The SCORE Act and Reconciliation Bill Limit College Affordability Pathways for College Athletes
For schools that opted into the House v. NCAA settlement, NCAA Division 1 level sports are now all treated as “equivalency” sports regarding the financial aid offers given to athletes. The term “equivalency” means that scholarships are allowed to be divided into partial scholarships split among multiple athletes. Prior to the settlement, six sports were deemed as “headcount” sports where only full-ride scholarships could be allocated: football and basketball for men’s programs, and basketball, volleyball, tennis, and gymnastics for women’s programs.
Fifty-four institutions decided not to opt into the House settlement, which means that the old system of “headcount” versus “equivalency” sports remains in place. But beginning next year, every football and men’s basketball player attending one of those 54 institutions will lose Pell Grant eligibility. For the nation’s remaining 311 Division 1 institutions, as of fall 2026, their athletes will have to choose between receiving a full athletic scholarship or having access to Pell Grants.

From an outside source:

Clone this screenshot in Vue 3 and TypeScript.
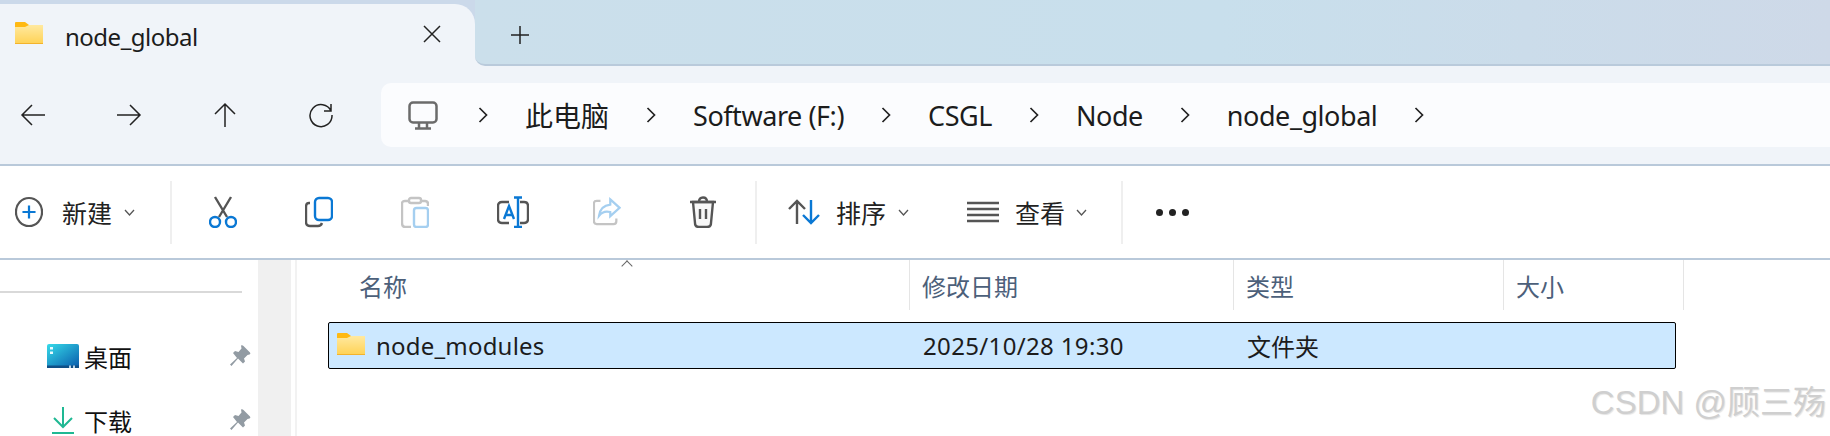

The Impact of this Pell Grant Provision Will Disproportionately Affect Black Men
Access to Pell Grants, even for students who receive full scholarships through athletics, is critical for students with lower incomes to fund out-of-classroom expenses not covered by scholarships, including transportation, child care, and classroom supplies.
This provision is almost surgically targeted at Black male students who participate in athletics due to the rates that they qualify for Pell Grants compared to other demographics. From the latest National Postsecondary Student Aid Survey data, nearly 69 percent of Black male college athletes on athletic scholarship received Pell Grant awards, compared to 53 percent of all Black male students and just 36 percent of all college athletes. Football and men’s basketball, the former two “headcount” sports which have the historical precedent of athletes being offered full-ride scholarships to participate in those programs and are the highest-revenue generating programs among all college sports, are represented by majorities and pluralities, respectively, of Black men.
In their rush to guarantee the ability of institutions and third parties to profit off the labor of college athletes without consequence, the authors of the SCORE Act are sandwiching primarily Black male students into a cost-of-attendance trap. These athletes will now be forced to use revenue share payments and name, image, and likeness (NIL) deals to make up for losing Pell Grant dollars. Revenue share payments are currently capped, with schools also refusing to share publicly how much athletes are receiving from these payments or if they’re receiving payments at all. NIL deals are rare for most athletes and purposefully being delayed by institutions via the College Sports Commission, so even if athletes successfully land a deal, there’s no guarantee they get the money in a timely manner.
Though the average disclosed NIL deal for Division 1 football and men’s basketball players through 2025 is $6,112, nearly 66 percent of all NIL deals for these athletes are worth $1,000 or less, which is nowhere near what athletes stand to lose in Pell Grant awards.
Fixing College Athletics Requires Giving and Taking, But Congress Is Only Taking from Students
The flawed logic behind the Pell Grant reconciliation provision—that athletes are now able to earn enough money through NIL deals and revenue sharing payments to not need Pell Grants—is the exact same flawed logic behind the SCORE Act provisions that clamp down on total compensation and federal labor protections of college athletes.
Federal policymakers have two immediate pathways to reverse their present course of forcing college athletes to seek rare third-party generosity to afford cost-of-living expenses. One pathway can be exercised by the executive branch, which should provide clarity on how the Pell Grant changes within H.R. 1 will be enforced by using the upcoming negotiated rulemaking sessions led by the Accountability in Higher Education and Access through Demand-driven Workforce Pell Committee. The other is for Congress to craft legislation that truly supports athletes, which requires centering these students in the policy creation process to understand their actual circumstances.